Peter recalled his first day at school in the following words: “On my first day at school, I can recall all the warnings which my mother gave me about how to behave in the class. I cannot recall any anxiety at having to go to school, rather I recall a sense of excitement and adventure. I came home from school with a note from the teacher. I had been whistling in class and had been made to stand in the corner for having transgressed the rules. My mother, exasperated went through the litany of rules, which she had explained to me and asked me how I could possibly have been silly enough to whistle in class. Nonplussed I replied that she had told me not to talk in class, whisper, nudge other children, laugh out loud and a dozen other things, but had NEVER mentioned whistling. At six I was already a smart-arse!”

When Peter was 7 years old, they left the country and escaped over the border to Austria. He learned many years later that his uncle in New York, Louis G, had paid, through some nefarious sources, some people in Hungary to spirit them out of the country. Apparently it cost US$1000 per person to do so, lying in the back of a truck under a load of carrots.

Here is how Peter described it: “This was a memorable trip, which involved lying under a bed of carrots in the back of a truck, which left Budapest and headed towards the border near Györ. Here we stayed overnight in the local synagogue sleeping on the pews with most of the adults fearing capture while we children just sensed the excitement and wondered what it was all about. When we headed out from the synagogue it was pitch black. The only piece of transport for a large group of us was a single ox cart. This was reserved for the ill, the very small children and the frail aged. Naturally I did not qualify for any of these categories and as a result spent a considerably uncomfortable time scrambling over ploughed fields where the furrows seemed to grow with the time that passed as my tired little legs felt like they were climbing over mountains. As we travelled slowly over the dark and forbidding terrain, there were star shells being fired into the sky in front and to our left. The people guiding the party said that these were being sent up by the border guards near the Czechoslovakian border. In silence and with just a little more fear we trudged on.

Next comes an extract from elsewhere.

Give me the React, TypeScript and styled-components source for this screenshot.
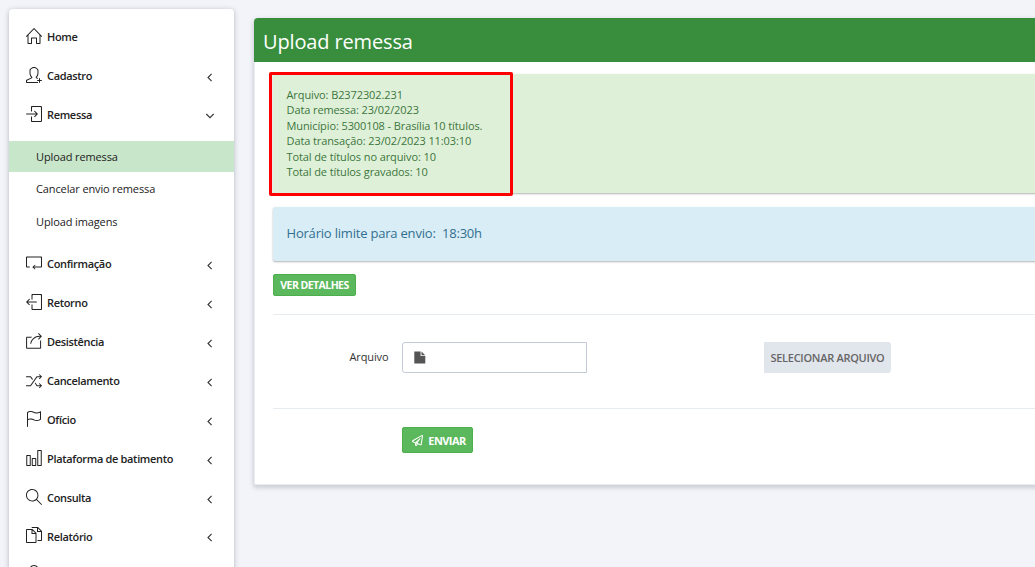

Suddenly our entire party was bathed in light. In the darkness behind the lights we could make out people and a VW combi-van with a big Red Cross on it. An audible groan of relief escaped from the throats of each adult in the party - we had arrived in Austria."

After time in Vienna and a refugee camp in Salzburg, which were full of adventure for a seven year old, they travelled by ship, the “SS Waterman”, to Australia. They were meant to go to the USA but only Peter's father was allowed entry to the States as he was born in Vienna so, to keep the family together they chose Australia instead, which was more relaxed about country of birth. While this led to disappointments for his parents in terms of work and career options, as well as foregoing family ties in the USA, it ended being the very best thing for Peter.
Photo Above: Salzburg 1956
Photo Below: Katalin, Leo and Peter prior to embarkation with cousin Suzanne, Rotterdam

Unfortunately, Peter's parents were not able to get employment in their chosen professions and, as with many other migrant families throughout the decades, they had to take what work they could find which ended with Peter's mother working as a clothing finisher and the family undertaking piece work on costume jewellery and other items at night. Peter said: :”My parents made this a game for me. However for them, I suspect it was a life and death situation, earning enough money to stay alive.”

The family located around the eastern suburbs of Sydney, sharing with other families in the early period after their arrival. However, Bondi Beach became Peter's home from the time he entered high school and he stayed there for the majority of his adult life, purchasing an apartment in Sir Thomas Mitchell Rd around 1975.